For three decades, from 1927-59, Harley Earl was the most powerful voice in world of car design, shaping and influencing tens of millions of cars. He was a clever man and a consummate politician, and he had strong backing from Chairman Alfred Sloan. He retained absolute control of General Motors styling but sought input from every possible source.
An example: At 18, I wanted to be a car designer, so I sent Earl 118 drawings and asked for a job. Astonishing friends, family (and me), he hired me — at a handsome salary. He was always open to ideas from raw beginners, but to assure continuity he retained a cadre of experienced people who had been with him since the 1920s.
Many of the world's finest designers worked for Earl. The great Gordon Buehrig actually created the basic forms of the classic Cord 810-12 while working at GM. Earl didn't like it; he thought it was too advanced.
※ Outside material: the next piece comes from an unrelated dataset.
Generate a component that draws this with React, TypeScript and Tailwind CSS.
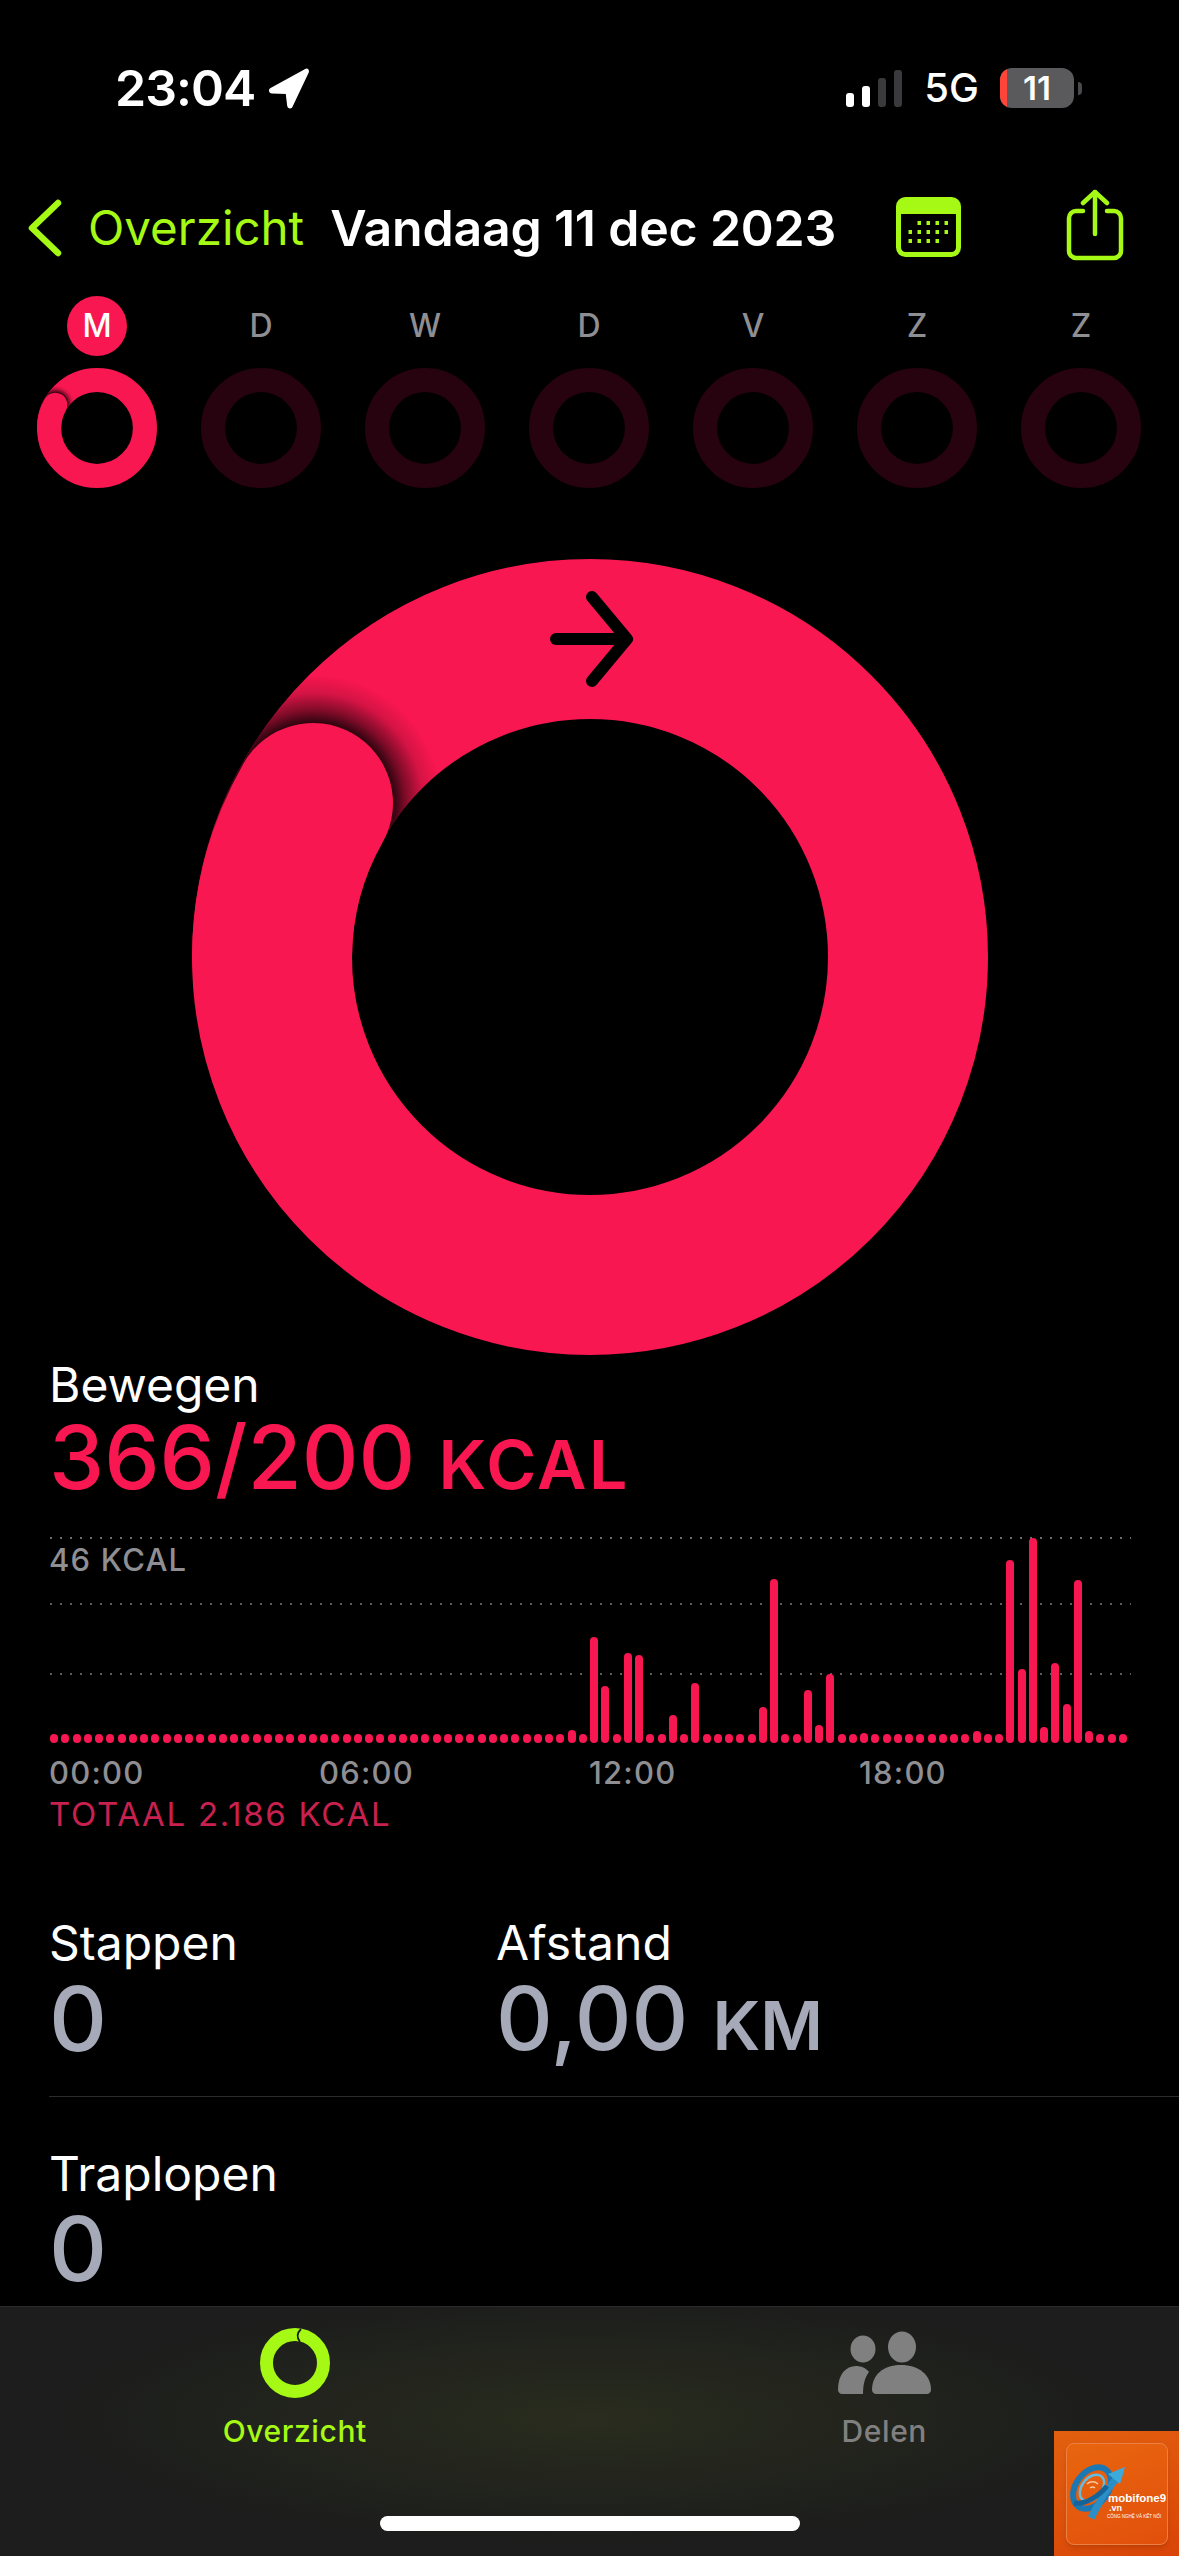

Earl's genius lay in proposing designs that, while new, were essentially conservative.
Earl was often cruel and cutting, and he ruled his domain by fear. One memorable day in 1956, he called all his stylists to the viewing yard of the Styling dome. He said, "Now, I want all you fellas who've been here for three years to go over there by that wall." Movement.
"Now I want all you young fellas to come over here by me." Move movement.
"All you over there are all burned out," he said. "These boys with me are the future of this place, don't you agree with me?"
Only one answer was tolerated: "Yes, Mr. Earl."